I have trouble constructing bivariate joint pdf in general. How can I make sure that the joint pdf of X and Y integrates to 1, while at the same time the marginal pdf's of X and Y both integrate to 1?
Hey Crescent.
So basically you want Cov(X,Y) = E[XY] - E[X]E[Y] > 0 but Cov(f(X),g(Y)) = E[f(X)g(X)] - E[f(X)]E[g(X)] < 0
First consider the general situation where an increase in X results in an increase in Y. What about if you create a random variable where Y > X for all X?
Now for your f and g functions, all you have to do is apply a function using the above so that Y > X holds but f(X) < g(Y).

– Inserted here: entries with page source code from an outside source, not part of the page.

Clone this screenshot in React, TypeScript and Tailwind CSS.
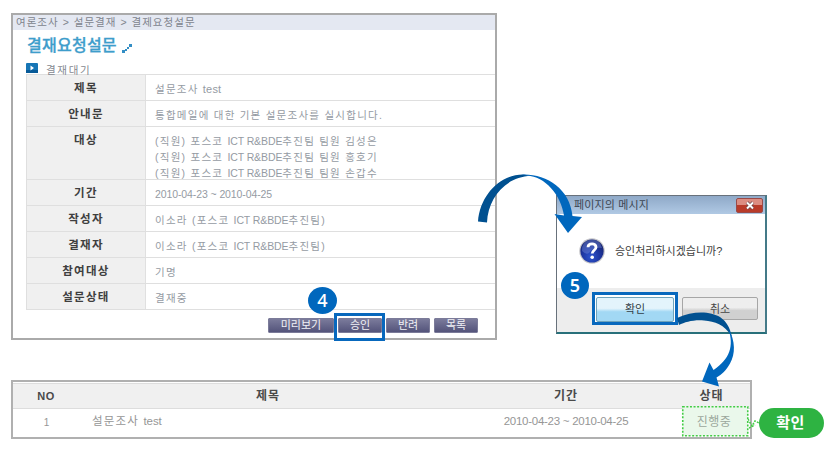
import type { ReactNode } from 'react';

type Row = { label: string; lines: ReactNode[]; size: string; tracking?: string };

function Team() {
  return (
    <>
      포스코 <span className="tracking-[-0.1px]">ICT R&amp;BDE</span>추진팀
    </>
  );
}

const rows: Row[] = [
  { label: '제목', lines: [<>설문조사 <span className="text-[11px] tracking-[0.2px]">test</span></>], size: 'h-[26px]' },
  { label: '안내문', lines: ['통합메일에 대한 기본 설문조사를 실시합니다.'], size: 'h-[26px]' },
  {
    label: '대상',
    lines: [
      <>(직원) <Team /> 팀원 김성은</>,
      <>(직원) <Team /> 팀원 홍호기</>,
      <>(직원) <Team /> 팀원 손갑수</>,
    ],
    size: 'h-[53px]',
  },
  { label: '기간', lines: ['2010-04-23 ~ 2010-04-25'], size: 'h-[26px]', tracking: 'tracking-[-0.1px]' },
  { label: '작성자', lines: [<>이소라 (<Team />)</>], size: 'h-[26px]' },
  { label: '결재자', lines: [<>이소라 (<Team />)</>], size: 'h-[26px]' },
  { label: '참여대상', lines: ['기명'], size: 'h-[26px]' },
  { label: '설문상태', lines: ['결재중'], size: 'h-[26px]' },
];

function ToolButton({ children, className }: { children: ReactNode; className: string }) {
  return (
    <button
      className={`h-[15px] rounded-[1px] border border-[#7b7b99] bg-linear-to-b from-[#7b7b9b] to-[#54547b] text-center text-[11px] leading-[13px] text-[#f1f1f6] ${className}`}
    >
      {children}
    </button>
  );
}

function RequestPanel() {
  return (
    <section className="h-[327px] w-[486px] shrink-0 border-2 border-[#aaaaaa] bg-white">
      <div className="h-[15px] bg-[#e4e8f2] pl-[3px] text-[10.5px] leading-[14px] tracking-[1.02px] whitespace-nowrap text-[#80848d]">
        여론조사 &gt; 설문결재 &gt; 결제요청설문
      </div>
      <div className="flex h-[32px] items-center gap-[5px] pl-[14px]">
        <h1 className="text-[16px] leading-[32px] font-medium tracking-[0.25px] text-[#3e9dcb] [-webkit-text-stroke:0.3px_#3e9dcb]">결재요청설문</h1>
        <svg width="10" height="9" viewBox="0 0 10 9" className="mt-[5px]">
          <path d="M0 6h3v3H0zM3 5h2v2H3zM5 3h2v2H5zM7 0h3v3H7z" fill="#338ec5" />
        </svg>
      </div>
      <div className="flex h-[12px] items-center pl-[13px]">
        <svg width="12" height="10" viewBox="0 0 12 10">
          <rect width="12" height="10" rx="1" fill="#1675b5" />
          <path d="M0 7h12v3H0z" fill="#075a98" />
          <path d="M4.5 2.5 8 5 4.5 7.5z" fill="#fff" />
        </svg>
        <span className="mt-[3px] ml-[8px] text-[10.5px] leading-[12px] tracking-[1.7px] text-[#858990]">결재대기</span>
      </div>
      <div className="ml-[13px] border-t border-l border-[#dfdfdf]">
        {rows.map((row) => (
          <div key={row.label} className={`flex border-b border-[#dfdfdf] ${row.size}`}>
            <div className="w-[119px] shrink-0 border-r border-[#e0e0e0] bg-[#f0f0f0] pt-[5px] text-center text-[11.5px] leading-[16px] font-bold tracking-[1.3px] text-[#3f3f3f]">
              {row.label}
            </div>
            <div className={`pt-[6px] pl-[9px] text-[10.5px] leading-[16px] whitespace-nowrap text-[#959ba3] ${row.tracking ?? 'tracking-[1.25px]'}`}>
              {row.lines.map((line, i) => (
                <div key={i} className="h-[16px]">{line}</div>
              ))}
            </div>
          </div>
        ))}
      </div>
      <div className="mt-[8px] flex pl-[255px]">
        <ToolButton className="w-[66px]">미리보기</ToolButton>
        <ToolButton className="ml-[4px] w-[44px]">승인</ToolButton>
        <ToolButton className="ml-[4px] w-[44px]">반려</ToolButton>
        <ToolButton className="ml-[4px] w-[44px]">목록</ToolButton>
      </div>
    </section>
  );
}

function MessageDialog() {
  return (
    <section className="mt-[182px] ml-[59px] h-[139px] w-[211px] shrink-0 border border-r-2 border-b-2 border-[#68717b] border-r-[#447a88] border-b-[#28707a] bg-white">
      <header className="flex h-[18px] items-center justify-between bg-linear-to-b from-[#8fa9c8] to-[#b0c9e4] pr-[2px] pl-[17px]">
        <span className="text-[11px] leading-[18px] tracking-[0.15px] text-[#3d4753]">페이지의 메시지</span>
        <button className="flex h-[15px] w-[27px] items-center justify-center rounded-[2px] border border-[#9a4a48] bg-linear-to-b from-[#dc8d82] from-45% to-[#b93b2a] to-50%">
          <svg width="10" height="9" viewBox="0 0 10 9">
            <path d="M2 1.5 8 7.5M8 1.5 2 7.5" stroke="#6b4548" strokeWidth="3.4" />
            <path d="M2 1.5 8 7.5M8 1.5 2 7.5" stroke="#fff" strokeWidth="2" />
          </svg>
        </button>
      </header>
      <div className="flex h-[74px] items-center pl-[22px]">
        <svg width="26" height="26" viewBox="0 0 26 26">
          <defs>
            <radialGradient id="orb" cx="45%" cy="75%" r="75%">
              <stop offset="0" stopColor="#2e55d0" />
              <stop offset="0.55" stopColor="#1c349d" />
              <stop offset="1" stopColor="#172267" />
            </radialGradient>
          </defs>
          <circle cx="13" cy="13" r="12.8" fill="#c4c4c8" />
          <circle cx="13" cy="13" r="11.6" fill="url(#orb)" />
          <path d="M3 13A10 10 0 0 1 23 10Q14 9 10 15 7 17 3 13" fill="#7b92df" opacity="0.4" />
          <path d="M9 9.2C9.2 4.8 17 4.8 17 9.2c0 3-3.8 3.1-3.8 6.3" fill="none" stroke="#fff" strokeWidth="2.8" />
          <circle cx="13.2" cy="19.2" r="1.8" fill="#fff" />
        </svg>
        <span className="ml-[10px] text-[11px] whitespace-nowrap text-[#404040]">승인처리하시겠습니까?</span>
      </div>
      <footer className="flex h-[44px] bg-[#ededed] pt-[4px] pl-[35px]">
        <div className="h-[33px] w-[86px] border-[3px] border-[#0868bd] bg-white p-[1px]">
          <button className="h-full w-full rounded-[2px] border border-[#6fa3bb] bg-linear-to-b from-[#e3f4fc] from-45% to-[#a2d8f4] to-60% text-[11px] leading-[22px] text-[#303d47]">
            확인
          </button>
        </div>
        <button className="mt-[5px] ml-[4px] h-[23px] w-[76px] rounded-[2px] border border-[#a6a6a6] bg-linear-to-b from-[#eeeeee] from-45% to-[#d0d0d0] to-60% text-[11px] leading-[20px] text-[#464646]">
          취소
        </button>
      </footer>
    </section>
  );
}

function StatusTable() {
  return (
    <section className="mt-[40px] h-[59px] w-[741px] border-2 border-[#b0b0b0] bg-white pt-[1px]">
      <div className="grid h-[26px] grid-cols-[69px_375px_218px_75px] items-center border-y border-[#dddddd] bg-[#f0f0f0] text-center text-[12px] font-bold tracking-[1px] text-[#4a4a4a]">
        <span className="pr-[3px] text-[11px] tracking-[0.4px]">NO</span>
        <span className="pr-[3px]">제목</span>
        <span>기간</span>
        <span className="pr-[2px]">상태</span>
      </div>
      <div className="grid h-[26px] grid-cols-[69px_375px_218px_75px] items-center text-center text-[11.5px] text-[#969696]">
        <span className="pr-[2px] text-[10px]">1</span>
        <span className="pl-[10px] text-left tracking-[1.2px]">설문조사 <span className="tracking-[-0.1px]">test</span></span>
        <span className="tracking-[-0.27px]">2010-04-23 ~ 2010-04-25</span>
        <span />
      </div>
    </section>
  );
}

export default function App() {
  return (
    <main className="relative h-[454px] w-[840px] overflow-hidden bg-white pt-[13px] pl-[11px] font-['Liberation_Sans','Noto_Sans_CJK_KR',sans-serif]">
      <div className="flex items-start">
        <RequestPanel />
        <MessageDialog />
      </div>
      <StatusTable />

      <div className="absolute top-[313px] left-[334px] h-[28px] w-[51px] border-[3px] border-[#0868bd]" />
      <div className="absolute top-[287px] left-[308px] flex h-[27px] w-[29px] items-center justify-center rounded-[50%] bg-[#0067bd] font-['Noto_Sans',sans-serif] text-[18px] font-medium text-white">4</div>
      <div className="absolute top-[272px] left-[561px] flex h-[27px] w-[28px] items-center justify-center rounded-[50%] bg-[#0067bd] font-['Noto_Sans',sans-serif] text-[18px] font-semibold text-white">5</div>

      <svg className="pointer-events-none absolute inset-0" width="840" height="454" viewBox="0 0 840 454">
        <path d="M478 221.5C480 195 500 174.5 523 174.5L531 175.8C505 177 488 198 487 222.5Z" fill="#005090" />
        <path d="M521 174.5C545 173 570 188 572.5 216L582 217 568 233 554.5 214 564 215.5C561 195 545 176.5 527 175.5Z" fill="#0067bd" />
        <path d="M677 318C694 310 711 311.5 720 317 727 322 729.5 327 732 337 724 324 715 321.5 704 320.5 694 319.5 685 322 679 325Z" fill="#005090" />
        <path d="M728.5 329C735.5 341 735.5 354 730 363.5 726 371 722 374 716.5 377.5L719 386.5 702 381.5 709.5 362.5 713.5 370C730 359 734 346 728.5 329Z" fill="#0067bd" />
        <path d="M748 419 752 426 755 421 759 423M749 428 755 425" fill="none" stroke="#43cc45" strokeWidth="1.5" strokeDasharray="2 1.2" />
        <rect x="682.75" y="406.75" width="65" height="29" fill="#eaf8eb" stroke="#43cc45" strokeWidth="1.6" strokeDasharray="2 1.6" />
      </svg>
      <div className="absolute top-[408px] left-[681px] w-[66px] text-center text-[12px] leading-[28px] tracking-[0.5px] text-[#9ba79c]">진행중</div>
      <div className="absolute top-[408px] left-[759px] flex h-[30px] w-[65px] items-center justify-center rounded-full bg-[#2eb342] pr-[2px] text-[15px] font-bold tracking-[0.4px] text-white">확인</div>
    </main>
  );
}
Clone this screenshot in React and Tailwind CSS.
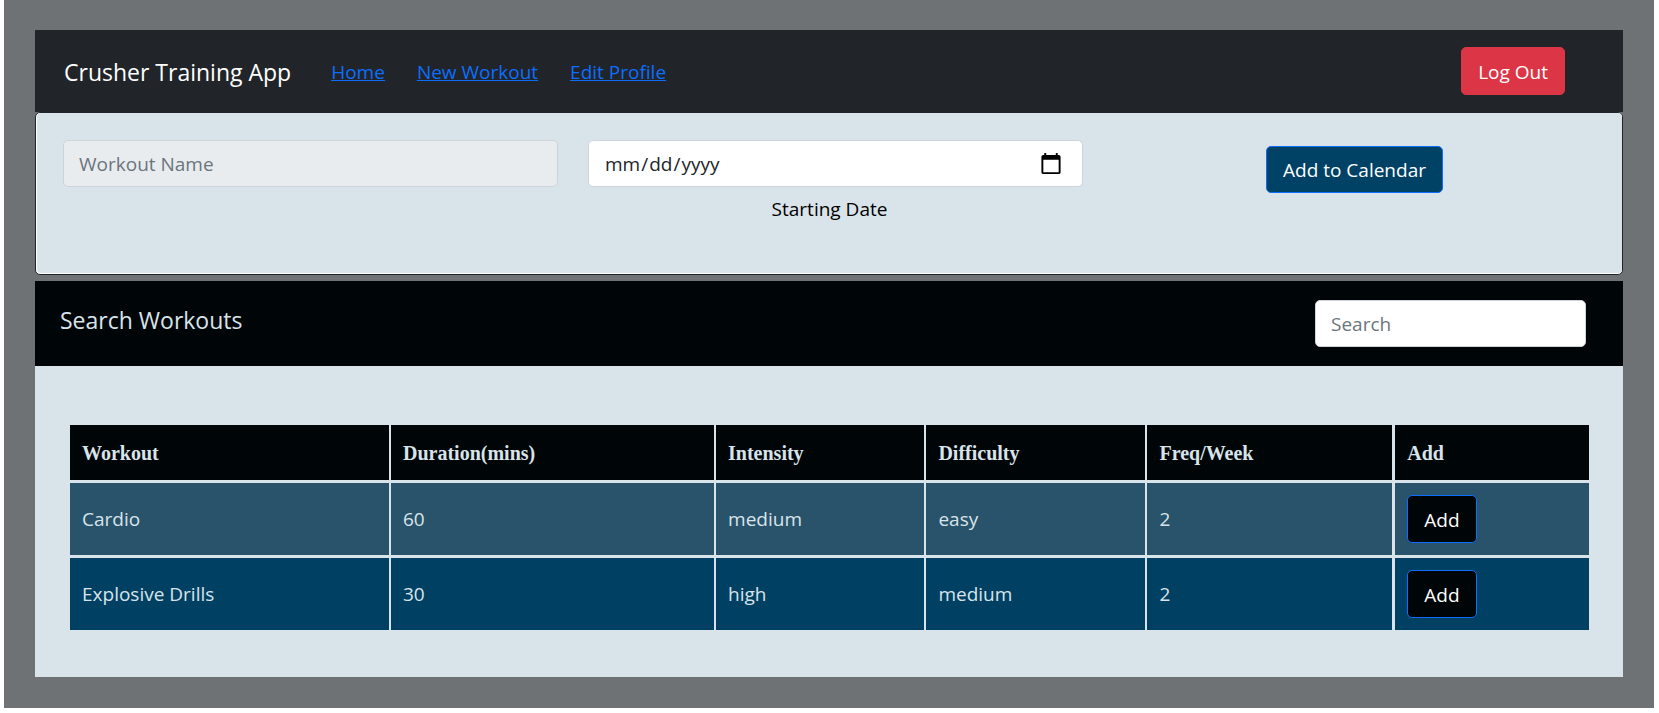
const columns = [
  { label: "Workout", width: "w-[21%]" },
  { label: "Duration(mins)", width: "w-[21.4%]" },
  { label: "Intensity", width: "w-[13.85%]" },
  { label: "Difficulty", width: "w-[14.55%]" },
  { label: "Freq/Week", width: "w-[16.25%]" },
  { label: "Add", width: "w-[12.95%]" },
];

const workouts = [
  { name: "Cardio", duration: 60, intensity: "medium", difficulty: "easy", frequency: 2 },
  { name: "Explosive Drills", duration: 30, intensity: "high", difficulty: "medium", frequency: 2 },
];

const field =
  "block h-[47px] w-full rounded-[5px] border border-[#ced4da] px-[15px] text-[#212529] placeholder:text-[#6c757d] placeholder:opacity-100";
const cell = "border-l-2 border-t-3 border-[#d9e4ea] px-3 first:border-l-0 last:border-l-3";
const button = "rounded-[5px] border px-4 pt-px text-white";

function Header() {
  return (
    <header className="flex h-[82px] items-center bg-[#212529] pl-[29px] pr-[58px]">
      <h1 className="pt-px text-[23px] text-white">Crusher Training App</h1>
      <nav className="ml-10 flex flex-1 gap-8 pt-px text-[#0d6efd] underline">
        <a href="#home">Home</a>
        <a href="#new-workout">New Workout</a>
        <a href="#edit-profile">Edit Profile</a>
      </nav>
      <button type="button" className={`${button} h-12 border-[#dc3545] bg-[#dc3545]`}>
        Log Out
      </button>
    </header>
  );
}

function CalendarForm() {
  return (
    <section className="rounded-[5px] border border-[#212529] bg-white pb-px pl-px">
      <form className="grid h-[160px] grid-cols-[495fr_495fr_483fr] items-start gap-[30px] rounded-[4px] bg-[#d9e4ea] px-[26px] pt-[27px]">
        <input aria-label="Workout Name" placeholder="Workout Name" disabled className={`${field} bg-[#e9ecef]`} />
        <div>
          <input
            id="start"
            type="date"
            className={`${field} bg-white [&::-webkit-calendar-picker-indicator]:size-6 [&::-webkit-calendar-picker-indicator]:mr-[2px]`}
          />
          <label htmlFor="start" className="mt-[7px] block pr-3 text-center text-black">
            Starting Date
          </label>
        </div>
        <button
          type="button"
          className={`${button} mt-[6px] h-[47px] justify-self-center border-[#0d6efd] bg-[#004266]`}
        >
          Add to Calendar
        </button>
      </form>
    </section>
  );
}

function Workouts() {
  return (
    <section className="mt-[6px] bg-[#d9e4ea]">
      <div className="flex h-[85px] items-start justify-between bg-[#000508] pl-[25px] pr-[37px] pt-[19px]">
        <h2 className="pt-[5px] text-[23px] leading-[30px] text-[#d9e4ea]">Search Workouts</h2>
        <div className="w-[271px]">
          <input type="search" aria-label="Search" placeholder="Search" className={`${field} bg-white`} />
        </div>
      </div>
      <div className="pb-[47px] pl-[35px] pr-[34px] pt-[59px]">
        <table className="w-full table-fixed border-separate border-spacing-0 text-left text-[#d9e4ea]">
          <thead>
            <tr className="h-[55px] bg-[#000508] font-['Liberation_Serif',serif] text-[20px]">
              {columns.map((column) => (
                <th
                  key={column.label}
                  className={`${column.width} border-l-2 border-[#d9e4ea] px-3 pt-px font-bold first:border-l-0 last:border-l-3`}
                >
                  {column.label}
                </th>
              ))}
            </tr>
          </thead>
          <tbody>
            {workouts.map((workout) => (
              <tr key={workout.name} className="h-[75px] odd:bg-[#28536b] even:bg-[#004063]">
                <td className={cell}>{workout.name}</td>
                <td className={cell}>{workout.duration}</td>
                <td className={cell}>{workout.intensity}</td>
                <td className={cell}>{workout.difficulty}</td>
                <td className={cell}>{workout.frequency}</td>
                <td className={cell}>
                  <button
                    type="button"
                    aria-label={`Add ${workout.name}`}
                    className={`${button} block h-12 border-[#0d6efd] bg-[#000508]`}
                  >
                    Add
                  </button>
                </td>
              </tr>
            ))}
          </tbody>
        </table>
      </div>
    </section>
  );
}

export default function App() {
  return (
    <div className="bg-white pl-1 pr-[5px] font-['Open_Sans',sans-serif] text-[19px] leading-[30px]">
      <main className="bg-[#6e7275] px-[31px] pb-[31px] pt-[30px]">
        <Header />
        <CalendarForm />
        <Workouts />
      </main>
    </div>
  );
}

With regards to marginal probabilities, you might want to consider if you use the above template (i.e. something like Y > X) then how can you "scale" the PDF as the slices change as P(X = x) differs and for P(Y = y) changing as well.
Hint: Look at a symmetric PDF.
Thanks for your reply chiro. It is easy to contruct Y>X, Y increases in X, f(X)<g(Y), but how can you find non-decreasing f and g such that g(Y) decreases as f(X) increases?
Well you can always have increasing functions where one is bigger than the other.
As a simple example, consider a domain x >= 1 and the functions f(x) = x^2 and f(x) = x^3. Both are increasing, but one is bigger than the other.
A better one though for your example would be an exponential function that has a horizontal asymptote.
Consider two functions that are always increasing but have horizontal asymptotes of C and D where f(X) = C - B*e(-X) and g(Y) = D - Ae*(-Y).4
Both have a derivative greater than 0 when X and Y > 0 but one will always be greater (or less) than the other, depending on what values you use for the constants
Well, Chiro, I know it is easy to find two increasing funcitons f and g such that one is greater than the other. My concern was how I can find f and g such that f(X) increases as g(Y) decreases. That's the only way Cov(f(X), g(Y)) can be negative if I'm not mistaken. It is very easy to construct a counterexample that Y>X, f, g both increasing and f(X)<g(Y), Cov(X, Y)>0, but Cov(f(X), g(Y))>0. Consider X ~ N(0, 1), Y = X+2 so Y ~ N(2, 1), f(x) = 2x+3, g(y) = 2y. In this case, Cov(X, Y) = 1, Cov(f(X), g(Y)) = 4. I think I need another way to construct X and Y, letting Y = X+c does not seem to work in general I assume.